从目录或特定文件（CSV、npy ）读取数据及预处理（scale、generator）的相关代码。

文件夹图片读取

# ref: https://www.kaggle.com/uysimty/keras-cnn-dog-or-cat-classification

# load data
filenames = os.listdir("../input/train/train")
categories = []
for filename in filenames:
    category = filename.split('.')[0]
    if category == 'dog':
        categories.append(1)
    else:
        categories.append(0)
df = pd.DataFrame({
    'filename': filenames,
    'category': categories
})
df.head()
df.tail()
# 如果报错“TypeError: If class_mode="binary", y_col="category" column values must be strings.” 可执行注释语句
# df['category'] = df['category'].astype('str');
# See total in count
df['category'].value_counts().plot.bar()
# see sample image
sample = random.choice(filenames)
image = load_img("../input/train/train/"+sample)
plt.imshow(image)


# Prepare test and train data
train_df, validate_df = train_test_split(df, test_size=0.20, random_state=42)
train_df = train_df.reset_index(drop=True)
validate_df = validate_df.reset_index(drop=True)

# Generator
train_datagen = ImageDataGenerator(
    rotation_range=15,
    rescale=1./255,
    shear_range=0.1,
    zoom_range=0.2,
    horizontal_flip=True,
    width_shift_range=0.1,
    height_shift_range=0.1
)

train_generator = train_datagen.flow_from_dataframe(
    train_df, 
    "../input/train/train/", 
    x_col='filename',
    y_col='category',
    target_size=IMAGE_SIZE,
    class_mode='binary',
    batch_size=batch_size
)

# See how our generator work
example_df = train_df.sample(n=1).reset_index(drop=True)
example_generator = train_datagen.flow_from_dataframe(
    example_df, 
    "../input/train/train/", 
    x_col='filename',
    y_col='category',
    target_size=IMAGE_SIZE,
    class_mode='binary'
)

plt.figure(figsize=(12, 12))
for i in range(0, 15):
    plt.subplot(5, 3, i+1)
    for X_batch, Y_batch in example_generator:
        image = X_batch[0]
        plt.imshow(image)
        break
plt.tight_layout()
plt.show()

.h5数据集读取

from keras.utils.io_utils import HDF5Matrix
base_path = os.path.join('..', 'input')
train_h5_path = os.path.join(base_path, 'food_c101_n10099_r32x32x1.h5')
test_h5_path = os.path.join(base_path, 'food_test_c101_n1000_r32x32x1.h5')
X_train = HDF5Matrix(train_h5_path, 'images')[:]
Y_train = HDF5Matrix(test_h5_path, 'category')[:]

图片generater

例1

本例中，在for循环中索引数据集，并通过调用keras库中函数train_on_batch对网络进行训练。

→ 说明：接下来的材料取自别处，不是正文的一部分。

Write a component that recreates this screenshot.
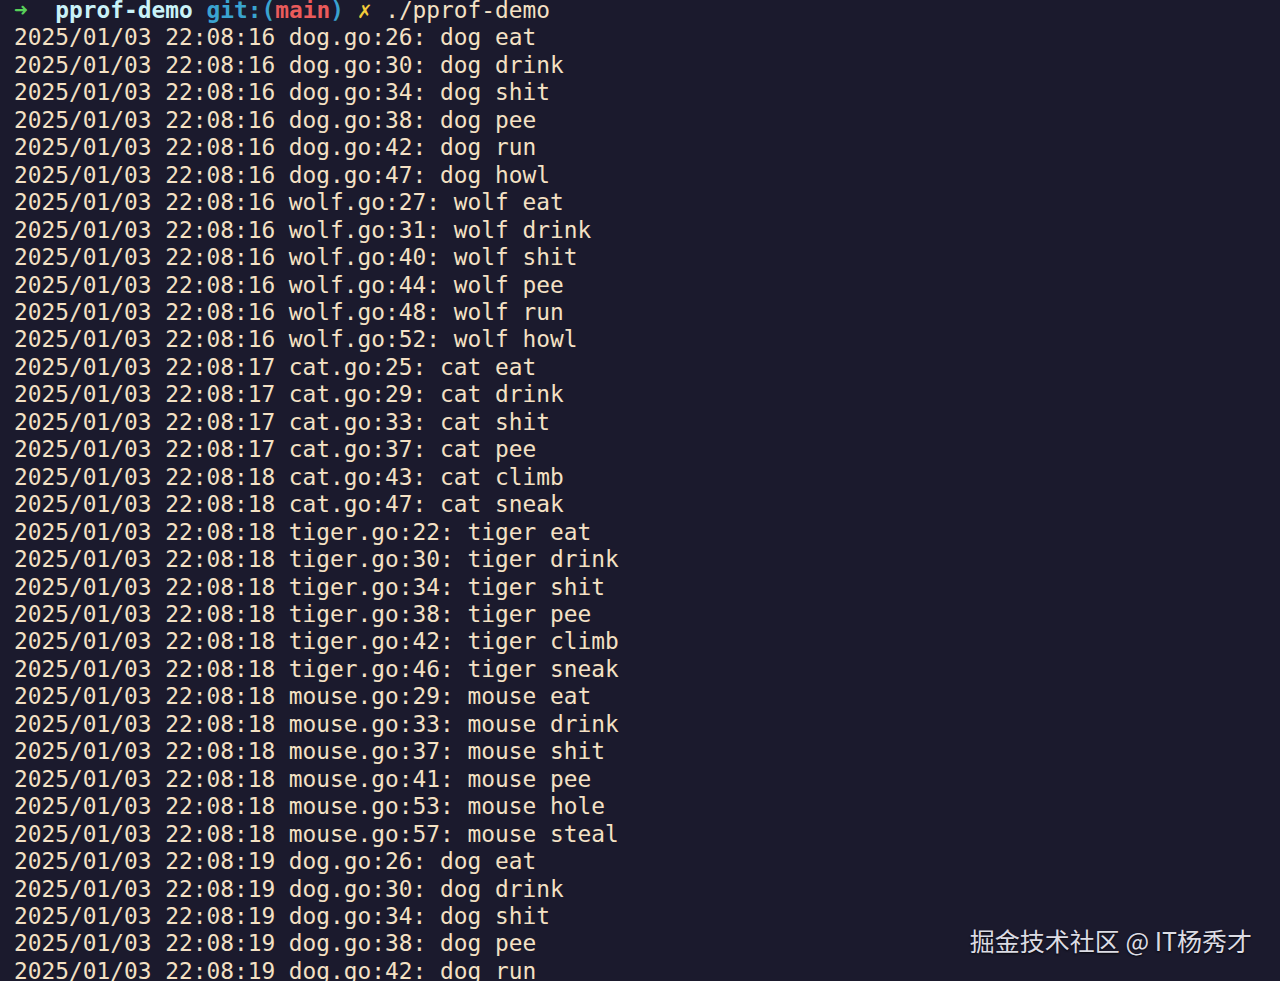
import React from "react";

const rows: [string, string, string][] = [
  ["16", "dog.go:26", "dog eat"],
  ["16", "dog.go:30", "dog drink"],
  ["16", "dog.go:34", "dog shit"],
  ["16", "dog.go:38", "dog pee"],
  ["16", "dog.go:42", "dog run"],
  ["16", "dog.go:47", "dog howl"],
  ["16", "wolf.go:27", "wolf eat"],
  ["16", "wolf.go:31", "wolf drink"],
  ["16", "wolf.go:40", "wolf shit"],
  ["16", "wolf.go:44", "wolf pee"],
  ["16", "wolf.go:48", "wolf run"],
  ["16", "wolf.go:52", "wolf howl"],
  ["17", "cat.go:25", "cat eat"],
  ["17", "cat.go:29", "cat drink"],
  ["17", "cat.go:33", "cat shit"],
  ["17", "cat.go:37", "cat pee"],
  ["18", "cat.go:43", "cat climb"],
  ["18", "cat.go:47", "cat sneak"],
  ["18", "tiger.go:22", "tiger eat"],
  ["18", "tiger.go:30", "tiger drink"],
  ["18", "tiger.go:34", "tiger shit"],
  ["18", "tiger.go:38", "tiger pee"],
  ["18", "tiger.go:42", "tiger climb"],
  ["18", "tiger.go:46", "tiger sneak"],
  ["18", "mouse.go:29", "mouse eat"],
  ["18", "mouse.go:33", "mouse drink"],
  ["18", "mouse.go:37", "mouse shit"],
  ["18", "mouse.go:41", "mouse pee"],
  ["18", "mouse.go:53", "mouse hole"],
  ["18", "mouse.go:57", "mouse steal"],
  ["19", "dog.go:26", "dog eat"],
  ["19", "dog.go:30", "dog drink"],
  ["19", "dog.go:34", "dog shit"],
  ["19", "dog.go:38", "dog pee"],
  ["19", "dog.go:42", "dog run"],
];

export default function App() {
  return (
    <div className="relative h-[981px] w-[1280px] overflow-hidden bg-[#1b1a2d]">
      <div
        className="-mt-[3px] pl-[14px] text-[22.84px] leading-[27.45px] text-[#f4e1c4] whitespace-pre"
        style={{ fontFamily: '"DejaVu Sans Mono", "Liberation Mono", monospace' }}
      >
        <div>
          <span className="text-[#58d15a] font-bold">➜</span>
          {"  "}
          <span className="font-bold text-[#c9f2f8]">pprof-demo</span>{" "}
          <span className="font-bold text-[#3aa3d0]">git:(</span>
          <span className="font-bold text-[#ea5b5b]">main</span>
          <span className="font-bold text-[#3aa3d0]">)</span>{" "}
          <span className="font-bold text-[#f2cb3a]">✗</span> ./pprof-demo
        </div>
        {rows.map(([s, f, m], i) => (
          <div key={i}>{`2025/01/03 22:08:${s} ${f}: ${m}`}</div>
        ))}
      </div>
      <div
        className="absolute right-[28px] bottom-[26px] text-[25px] leading-[30px] text-[#dcdce4] [text-shadow:0_1px_2px_rgba(0,0,0,0.8)]"
        style={{ fontFamily: '"Noto Sans CJK SC", "Noto Sans", sans-serif' }}
      >
        掘金技术社区 @ IT杨秀才
      </div>
    </div>
  );
}
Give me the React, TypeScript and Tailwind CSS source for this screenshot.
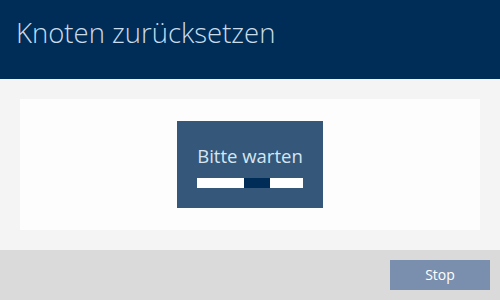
export default function App() {
  return (
    <div className="w-[500px] h-[300px] flex flex-col bg-[#f4f4f4]" style={{ fontFamily: '"Open Sans", "Noto Sans", sans-serif' }}>
      <div className="h-[79px] bg-[#002d57] px-4 pt-[13px]">
        <h1 className="text-[27.5px] font-light text-[#c9dcec] leading-[40px]">Knoten zurücksetzen</h1>
      </div>
      <div className="flex-1 px-5 pt-5 pb-5">
        <div className="h-[131px] bg-[#fdfdfd] flex justify-center pt-[22px]">
          <div className="w-[146px] h-[87px] bg-[#34577a] flex flex-col items-center pt-[24px]">
            <span className="text-[18.5px] leading-[22px] text-[#d6e6f2]">Bitte warten</span>
            <div className="mt-[11px] w-[106px] h-[10px] bg-white flex">
              <div className="ml-[47px] w-[26px] h-full bg-[#002d57]" />
            </div>
          </div>
        </div>
      </div>
      <div className="h-[50px] bg-[#dadada] flex justify-end items-center pr-[10px]">
        <button className="w-[100px] h-[30px] bg-[#7a8fae] text-white text-[14px] leading-[30px] pb-[2px]">Stop</button>
      </div>
    </div>
  );
}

def train_for_n(nb_epoch=5000, plt_frq=25,BATCH_SIZE=32):
    for e in tqdm(range(nb_epoch)):  
        
        # Make generative images
        image_batch = X_train[np.random.randint(0,X_train.shape[0],size=BATCH_SIZE),:,:,:]    
        noise_gen = np.random.uniform(0,1,size=[BATCH_SIZE,n_cat])
        generated_images = generator.predict(noise_gen)
        
        # Train discriminator on generated images
        X = np.concatenate((image_batch, generated_images))
        y = np.zeros([2*BATCH_SIZE,2])
        y[0:BATCH_SIZE,1] = 1
        y[BATCH_SIZE:,0] = 1
        
        make_trainable(discriminator,True)
        d_loss  = discriminator.train_on_batch(X,y)
        losses["d"].append(d_loss)
    
        # train Generator-Discriminator stack on input noise to non-generated output class
        noise_tr = np.random.uniform(0,1,size=[BATCH_SIZE,n_cat])
        y2 = np.zeros([BATCH_SIZE,2])
        y2[:,1] = 1
        
        make_trainable(discriminator,False)
        g_loss = GAN.train_on_batch(noise_tr, y2 )
        losses["g"].append(g_loss)
        
        # Updates plots
        if e%plt_frq==plt_frq-1:
            plot_loss(losses)
            plot_gen()

例2

datagen = ImageDataGenerator(
        featurewise_center=False,  # set input mean to 0 over the dataset
        samplewise_center=False,  # set each sample mean to 0
        featurewise_std_normalization=False,  # divide inputs by std of the dataset
        samplewise_std_normalization=False,  # divide each input by its std
        zca_whitening=False,  # apply ZCA whitening
        rotation_range=10,  # randomly rotate images in the range (degrees, 0 to 180)
        zoom_range = 0.1, # Randomly zoom image 
        width_shift_range=0.1,  # randomly shift images horizontally (fraction of total width)
        height_shift_range=0.1,  # randomly shift images vertically (fraction of total height)
        horizontal_flip=False,  # randomly flip images
        vertical_flip=False)  # randomly flip images

datagen.fit(X_train) # 图片生成器方法，计算依赖于数据的变化所需要的统计信息